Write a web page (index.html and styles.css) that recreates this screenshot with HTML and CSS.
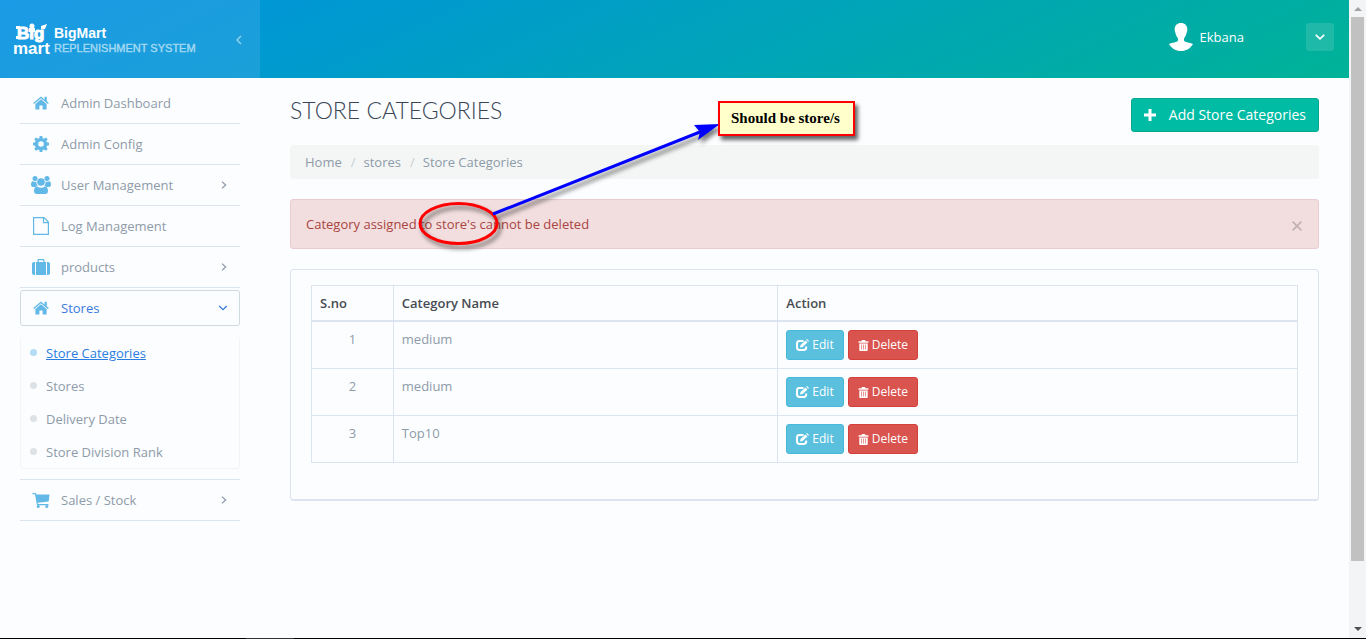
FILE: index.html
```html
<!DOCTYPE html>
<html lang="en">
<head>
<meta charset="utf-8">
<title>Store Categories</title>
<link rel="stylesheet" href="styles.css">
</head>
<body>
<svg class="defs" aria-hidden="true">
  <symbol id="home" viewBox="0 0 16 14"><path d="M8 0.4 0.2 7l.9 1L8 2.2 14.900 8l.9-1L13.800 5.300V.8h-2.200v2.600z"/><path d="M8 3.300 2.400 8v5.600h4V9.400h3.200v4.200h4V8z"/></symbol>
  <symbol id="gear" viewBox="0 0 16 16"><path fill-rule="evenodd" d="M6.700 0h2.600l.4 2.200 1.300.5L12.900 1.400l1.800 1.800L13.400 5l.5 1.300 2.100.4v2.600l-2.100.4-.5 1.300 1.300 1.900-1.800 1.800L11 13.400l-1.300.5L9.300 16H6.700l-.4-2.100L5 13.400l-1.900 1.300-1.800-1.800L2.600 11l-.5-1.300L0 9.300V6.700l2.100-.4L2.600 5 1.300 3.200l1.800-1.800L5 2.700l1.300-.5zM8 5.200a2.800 2.800 0 1 0 0 5.600 2.800 2.800 0 0 0 0-5.600z"/></symbol>
  <symbol id="users" viewBox="0 0 20 18"><circle cx="4" cy="2.500" r="2.500"/><circle cx="16" cy="2.500" r="2.500"/><circle cx="10" cy="6" r="3.800"/><path d="M0 8.500C0 6.500.8 5.200 1.800 5.200c1 .7 2.700.9 3.700.3C5.200 7.300 5.700 8.800 6.800 9.900c-1 0-1.900.3-2.500 1H2C.7 10.900 0 10.200 0 8.500zM20 8.500c0-2-.8-3.300-1.800-3.300-1 .7-2.700.9-3.700.3.300 1.800-.2 3.300-1.300 4.400 1 0 1.900.3 2.500 1H18c1.300 0 2-.7 2-2.400z"/><path d="M3 15c0-2.700 1-4.600 3.200-4.600 2.300 1.700 5.300 1.700 7.600 0C16 10.400 17 12.300 17 15c0 2-1.200 3-2.700 3H5.700C4.200 18 3 17 3 15z"/></symbol>
  <symbol id="file" viewBox="0 0 16 18"><path fill="none" stroke="currentColor" stroke-width="1.200" d="M.6.600h10.400l4.400 4.500v12.300H.6zM10.500.6v5h5"/></symbol>
  <symbol id="case" viewBox="0 0 18 16"><path fill-rule="evenodd" d="M4 3h1.500V1.200C5.500.5 6 0 6.700 0h4.600c.7 0 1.200.5 1.200 1.200V3H14v13H4zm2.700 0h4.600V1.300H6.700z"/><path d="M3 3H2C.8 3 0 3.800 0 5v9c0 1.200.8 2 2 2h1zM15 3h1c1.200 0 2 .8 2 2v9c0 1.200-.8 2-2 2h-1z"/></symbol>
  <symbol id="cart" viewBox="0 0 17 15"><path d="M0 0h3.400l.4 1.500H17l-.8 7-11 1.300.3 1.200H16v1.200H4.500L2.500 1.300H0z"/><circle cx="5.700" cy="13.400" r="1.500"/><circle cx="14.300" cy="13.400" r="1.500"/></symbol>
  <symbol id="right" viewBox="0 0 6 8"><path fill="none" stroke="currentColor" stroke-width="1.300" d="M1 .6 4.600 4 1 7.400"/></symbol>
  <symbol id="down" viewBox="0 0 10 6"><path fill="none" stroke="currentColor" stroke-width="1.300" d="M1.200 1 5 4.600 8.800 1"/></symbol>
  <symbol id="edit" viewBox="0 0 13 12"><path fill="none" stroke="currentColor" stroke-width="2" d="M7.500 2H3.600C2 2 1 2.800 1 4.400v4.200C1 10.200 2 11 3.600 11h4.200c1.600 0 2.400-.8 2.400-2.400V7.600"/><path d="M4 8.600 4.600 6 9.500 1.400l2 2L6.600 8zM10.200.8 11 0l2 2-.8.800z"/></symbol>
  <symbol id="trash" viewBox="0 0 10 11"><path fill-rule="evenodd" d="M3 1.200C3 .5 3.500 0 4.200 0h1.600C6.500 0 7 .5 7 1.200h2.400c.4 0 .6.3.6.6v1H0v-1c0-.3.2-.6.6-.6zM.8 3.400h8.400V10c0 .6-.4 1-1 1H1.800c-.6 0-1-.4-1-1zM2.600 4.500v5h.6v-5zm2.100 0v5h.6v-5zm2.100 0v5h.6v-5z"/></symbol>
</svg>
<div class="window">
  <div class="app">
    <header class="topbar">
      <div class="brand">
        <svg class="logo" viewBox="0 0 39 32" role="img" aria-label="Big mart"><text x="4" y="16" class="logo-big">Big</text><circle cx="19" cy="3" r="2.500"/><path d="M16 5h6v4h-6zM3 3h4v3H3zM3 13h4v3H3zM28 3l6-2-2 5h-4z"/><text x="0" y="31" class="logo-mart">mart</text></svg>
        <div class="brand-text"><strong>BigMart</strong><span>REPLENISHMENT SYSTEM</span></div>
        <button class="collapse" aria-label="Collapse menu"><svg viewBox="0 0 8 10"><path fill="none" stroke="currentColor" stroke-width="1.500" d="M6 1 2 5l4 4"/></svg></button>
      </div>
      <div class="user">
        <svg class="avatar" viewBox="0 0 24 28"><path d="M12 0c4 0 6.300 2.600 6.300 6.500 0 1.500-.2 2.400-.7 3.300-.5 2.700-1.400 4.300-2.600 5.400v2.200c1 2 5.500 1.800 9 3.600C21.500 25.500 17 28 12 28S2.500 25.500 0 21c3.500-1.800 8-1.600 9-3.600v-2.200C7.800 14.100 6.900 12.500 6.400 9.800 5.900 8.900 5.700 8 5.700 6.500 5.700 2.600 8 0 12 0z"/></svg>
        <span>Ekbana</span>
        <button class="user-menu" aria-label="User menu"><svg viewBox="0 0 10 6"><path fill="none" stroke="currentColor" stroke-width="1.700" d="M.8.800 5 4.800 9.200.8"/></svg></button>
      </div>
    </header>
    <div class="body">
      <nav class="sidebar">
        <a href="#" class="item"><svg class="ico home"><use href="#home"/></svg><span>Admin Dashboard</span></a>
        <a href="#" class="item"><svg class="ico gear"><use href="#gear"/></svg><span>Admin Config</span></a>
        <a href="#" class="item"><svg class="ico users"><use href="#users"/></svg><span>User Management</span><svg class="right"><use href="#right"/></svg></a>
        <a href="#" class="item"><svg class="ico file"><use href="#file"/></svg><span>Log Management</span></a>
        <a href="#" class="item"><svg class="ico case"><use href="#case"/></svg><span>products</span><svg class="right"><use href="#right"/></svg></a>
        <a href="#" class="item open"><svg class="ico home"><use href="#home"/></svg><span>Stores</span><svg class="down"><use href="#down"/></svg></a>
        <ul class="sub">
          <li class="current"><a href="#">Store Categories</a></li>
          <li><a href="#">Stores</a></li>
          <li><a href="#">Delivery Date</a></li>
          <li><a href="#">Store Division Rank</a></li>
        </ul>
        <a href="#" class="item after-sub"><svg class="ico cart"><use href="#cart"/></svg><span>Sales / Stock</span><svg class="right"><use href="#right"/></svg></a>
      </nav>
      <main class="main">
        <div class="heading">
          <h1>STORE CATEGORIES</h1>
          <button class="add"><svg viewBox="0 0 12 12"><path d="M4.500 0h3v4.500H12v3H7.500V12h-3V7.500H0v-3h4.500z"/></svg>Add Store Categories</button>
        </div>
        <ol class="crumbs">
          <li><a href="#">Home</a></li>
          <li><a href="#">stores</a></li>
          <li>Store Categories</li>
        </ol>
        <div class="alert" role="alert"><span>Category assigned to store's cannot be deleted</span><button class="close" aria-label="Close"><svg viewBox="0 0 10 10"><path fill="none" stroke="currentColor" stroke-width="1.800" d="m.6.600 8.800 8.800M9.400.6.6 9.400"/></svg></button></div>
        <section class="panel">
          <table>
            <thead><tr><th class="c-no">S.no</th><th class="c-name">Category Name</th><th>Action</th></tr></thead>
            <tbody>
              <tr><td class="num">1</td><td>medium</td><td><div class="actions"><button class="btn edit"><svg><use href="#edit"/></svg>Edit</button><button class="btn delete"><svg><use href="#trash"/></svg>Delete</button></div></td></tr>
              <tr><td class="num">2</td><td>medium</td><td><div class="actions"><button class="btn edit"><svg><use href="#edit"/></svg>Edit</button><button class="btn delete"><svg><use href="#trash"/></svg>Delete</button></div></td></tr>
              <tr><td class="num">3</td><td>Top10</td><td><div class="actions"><button class="btn edit"><svg><use href="#edit"/></svg>Edit</button><button class="btn delete"><svg><use href="#trash"/></svg>Delete</button></div></td></tr>
            </tbody>
          </table>
        </section>
      </main>
    </div>
  </div>
  <div class="scrollbar" aria-hidden="true"><i class="up"></i><i class="thumb"></i><i class="dn"></i></div>
</div>
<div class="taskbar"><i></i></div>
<svg class="markup" viewBox="0 0 460 160" aria-hidden="true">
  <ellipse cx="58.500" cy="133.500" rx="38.500" ry="20" fill="none" stroke="#f00" stroke-width="3"/>
  <path d="M93 124 305 40" stroke="#00f" stroke-width="3"/>
  <path d="m320 34-26 1 6 7-2 8z" fill="#00f"/>
</svg>
<div class="note">Should be store/s</div>
</body>
</html>
```
FILE: styles.css
```css
* { box-sizing: border-box; }
body {
  margin: 0;
  height: 100vh;
  display: flex;
  flex-direction: column;
  position: relative;
  overflow: hidden;
  background: #fcfdff;
  color: #8e9ba8;
  font: 13px/18px "Open Sans", sans-serif;
}
a { color: inherit; text-decoration: none; }
button { font: inherit; cursor: pointer; border: 0; padding: 0; margin: 0; }
svg { fill: currentColor; flex: none; display: block; }
.defs { position: absolute; width: 0; height: 0; }
ul, ol { list-style: none; margin: 0; padding: 0; }

.window { flex: 1; display: flex; min-height: 0; }
.app { flex: 1; min-width: 0; }

.topbar {
  height: 78px;
  display: flex;
  justify-content: space-between;
  background: linear-gradient(155deg, #0095da 12%, #00b396 102%);
  color: #fff;
}
.brand {
  width: 260px;
  padding: 0 15px 0 13px;
  display: flex;
  align-items: center;
  background: linear-gradient(155deg, #1b9ae5, #1ba0d8);
}
.logo { width: 39px; height: 32px; overflow: visible; }
.logo-big { font: bold 17px "Liberation Sans", sans-serif; stroke: #fff; }
.logo-mart { font: bold 17px "Liberation Sans", sans-serif; }
.brand-text {
  margin-left: 2px;
  display: flex;
  flex-direction: column;
  font-family: "Liberation Sans", sans-serif;
  line-height: 15px;
  padding-top: 3px;
}
.brand-text strong { font-size: 14px; }
.brand-text span { font-size: 11px; color: #a4d9f3; -webkit-text-stroke: 0.4px; }
.collapse { margin-left: auto; background: none; color: #8fd2ee; padding: 4px 2px 2px; }
.collapse svg { width: 8px; height: 10px; }
.user { display: flex; align-items: center; padding: 0 15px 4px 0; }
.avatar { width: 24px; height: 28px; margin-right: 7px; }
.user-menu {
  width: 28px; height: 28px;
  margin-left: 62px;
  display: grid;
  place-items: center;
  border-radius: 3px;
  background: rgba(255, 255, 255, .12);
  color: #fff;
}
.user-menu svg { width: 10px; height: 6px; }

.body { display: flex; }
.sidebar { width: 260px; padding: 5px 20px; }
.item {
  display: flex;
  align-items: center;
  height: 41px;
  padding: 0 13px 0 11px;
  border-bottom: 1px solid #dce4f0;
}
.item span { margin-left: 10px; flex: 1; }
.ico { color: #62b8e6; height: 18px; width: 20px; }
.ico.home { height: 14px; }
.ico.gear { height: 16px; }
.ico.case { height: 16px; }
.ico.cart { height: 15px; }
.right { width: 6px; height: 8px; }
.down { width: 10px; height: 6px; }
.item.open {
  height: 36px;
  margin: 2px 0 10px;
  padding: 0 11px 0 10px;
  border: 1px solid #cfdadf;
  border-radius: 3px;
  color: #3a7bdd;
}
.sub { border: 1px solid #f2f5f8; border-top: 0; border-radius: 4px; }
.sub li { height: 33px; display: flex; align-items: center; padding-left: 9px; }
.sub li::before {
  content: "";
  width: 7px; height: 7px;
  margin-right: 9px;
  border-radius: 50%;
  background: #dde2e6;
}
.sub .current { color: #2a7de0; }
.sub .current a { text-decoration: underline; }
.sub .current::before { background: #b5dcf5; }
.after-sub { margin-top: 10px; height: 42px; border-top: 1px solid #dce4f0; }

.main { flex: 1; min-width: 0; padding: 20px 30px; }
.heading { display: flex; justify-content: space-between; margin-bottom: 13px; }
h1 { margin: 0; font: 300 23px/24px Lato, sans-serif; color: #3a4656; }
.add {
  height: 34px;
  padding: 0 12px;
  display: flex;
  align-items: center;
  gap: 13px;
  border: 1px solid #05a890;
  border-radius: 3px;
  background: #00bca4;
  color: #fff;
  font-size: 14px;
}
.add svg { width: 12px; height: 12px; }
.crumbs {
  display: flex;
  padding: 8px 15px;
  border-radius: 4px;
  background: #f4f6f6;
}
.crumbs li + li::before { content: "/"; padding: 0 8px 0 9px; color: #c8ccd0; }
.alert {
  margin-top: 20px;
  padding: 0 16px 0 15px;
  height: 50px;
  display: flex;
  align-items: center;
  justify-content: space-between;
  border: 1px solid #ebccd1;
  border-radius: 3px;
  background: #f2dede;
  color: #a94442;
}
.close { background: none; color: #c2b2b2; padding-top: 3px; }
.close svg { width: 10px; height: 10px; }
.panel {
  margin-top: 20px;
  padding: 15px 20px 36px;
  border: 1px solid #dce4f0;
  border-bottom-width: 2px;
  border-radius: 4px;
}
table { width: 100%; border-collapse: collapse; table-layout: fixed; }
th, td {
  padding: 8px;
  border: 1px solid #dce4f0;
  text-align: left;
  vertical-align: top;
}
th { font-weight: 600; color: #474b51; border-bottom-width: 2px; }
.c-no { width: 8.300%; }
.c-name { width: 39%; }
td.num { text-align: center; }
.actions { display: flex; gap: 4px; }
.btn {
  height: 30px;
  padding: 0 9px;
  display: flex;
  align-items: center;
  gap: 3px;
  border: 1px solid;
  border-radius: 3px;
  color: #fff;
  font-size: 12px;
}
.edit { background: #5bc0de; border-color: #46b8da; }
.delete { background: #d9534f; border-color: #d43f3a; }
.edit svg { width: 13px; height: 12px; }
.delete svg { width: 11px; height: 11px; }

.scrollbar {
  width: 17px;
  display: flex;
  flex-direction: column;
  align-items: center;
  background: #f3f4f5;
}
.up, .dn { border: 4px solid transparent; border-top: 0; border-bottom: 4px solid #a3a3a3; margin: 7px 0 6px; }
.thumb { width: 13px; flex: 0 0 544px; background: #c1c1c1; }
.dn { border-bottom: 0; border-top: 4px solid #505050; margin: auto 0 7px; }
.taskbar { height: 1px; background: #000; padding-left: 18%; }
.taskbar i { display: block; width: 48px; height: 1px; background: #333; }

.markup {
  position: absolute;
  left: 400px; top: 90px;
  width: 460px; height: 160px;
  pointer-events: none;
  filter: drop-shadow(3px 4px 2px rgba(0, 0, 0, .5));
}
.note {
  position: absolute;
  left: 718px; top: 101px;
  padding: 7px 13px 8px 11px;
  border: 2px solid #f00;
  background: #ffc;
  box-shadow: 3px 4px 4px rgba(0, 0, 0, .6);
  color: #000;
  font: bold 15px/16px "Liberation Serif", serif;
}
```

• • • •

* [WORK INSTRUCTIONS]:
Identify every line holding the word "index" and copy it out.

* [RESULT OF THE EXERCISE]:
Write a web page (index.html and styles.css) that recreates this screenshot with HTML and CSS.
FILE: index.html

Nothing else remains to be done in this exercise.